The PIB document stated: “For India, the Orange Economy has a deeper meaning. It turns the country’s rich cultural heritage, diversity, and creative talent into economic opportunity and global visibility.”

WAVES Summit Highlights Industry Integration

The government highlighted the World Audio Visual and Entertainment Summit (WAVES) as a focal point for India’s creative ecosystem. Supporting platforms include WaveX for startup innovation and WAVES Bazaar operating as a marketplace for scripts, music, comics, and audio-visual rights.

The Create in India Challenge was identified as connecting emerging talent directly to global platforms, ensuring locally developed ideas can compete internationally.

Global Context

The government noted that creative industries contribute between 0.5 and over 7 percent of GDP across different countries globally. India’s creative economy is emerging as a major pillar of growth, employment, and value creation within this global transformation.

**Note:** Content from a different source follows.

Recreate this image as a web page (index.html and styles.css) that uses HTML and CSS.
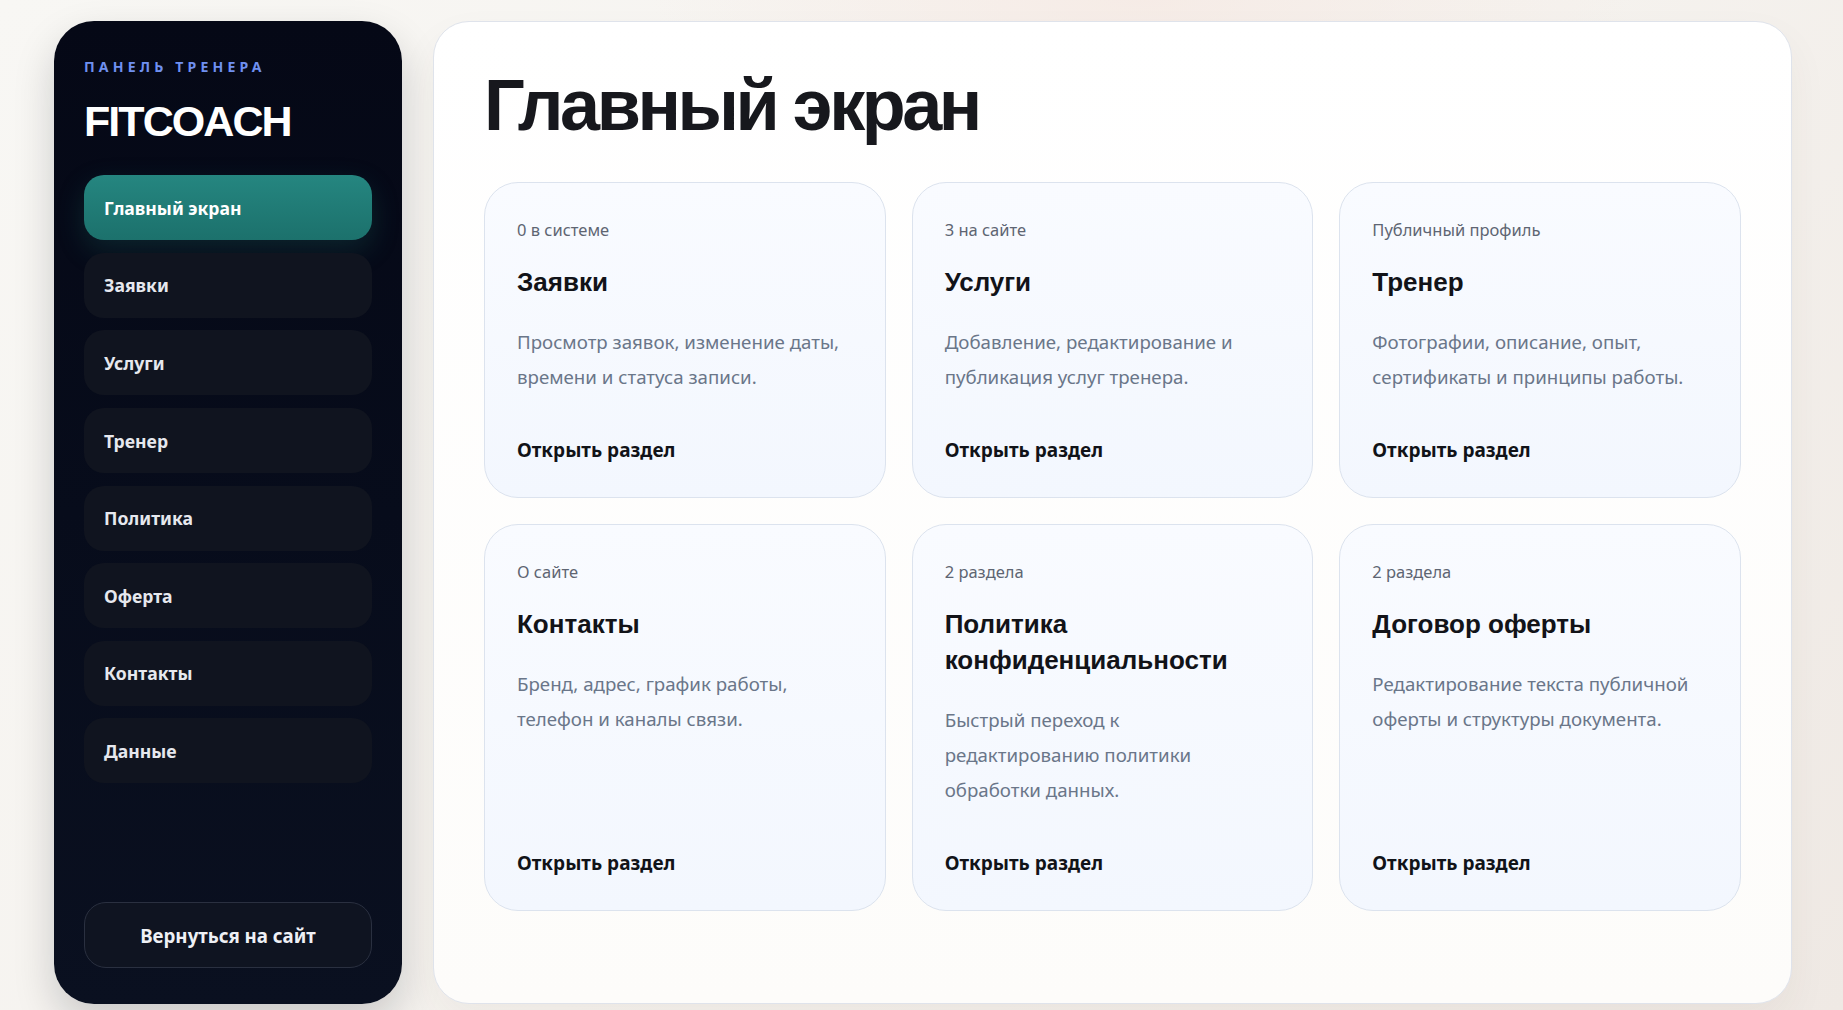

The document emphasized these are “technology-intensive, globally tradeable sectors embedded within modern services economies and international value chains,” rather than peripheral cultural pursuits.

What This Means for the Industry

The official ₹23,200 crore valuation provides the first government-backed market size for India’s gaming sector. Previous estimates relied on private consulting firms and industry associations, with figures varying significantly.

Industry analysts suggest the post-PROGA valuation indicates the government views skill-based gaming and esports as distinct from the banned real-money gaming segment. The projected growth to ₹31,600 crore by 2027 signals official confidence in the sector’s trajectory under the new regulatory framework.

The data release also positions gaming alongside traditional entertainment industries in government economic planning, potentially opening access to infrastructure support, skill development programs, and international trade promotion typically reserved for established sectors.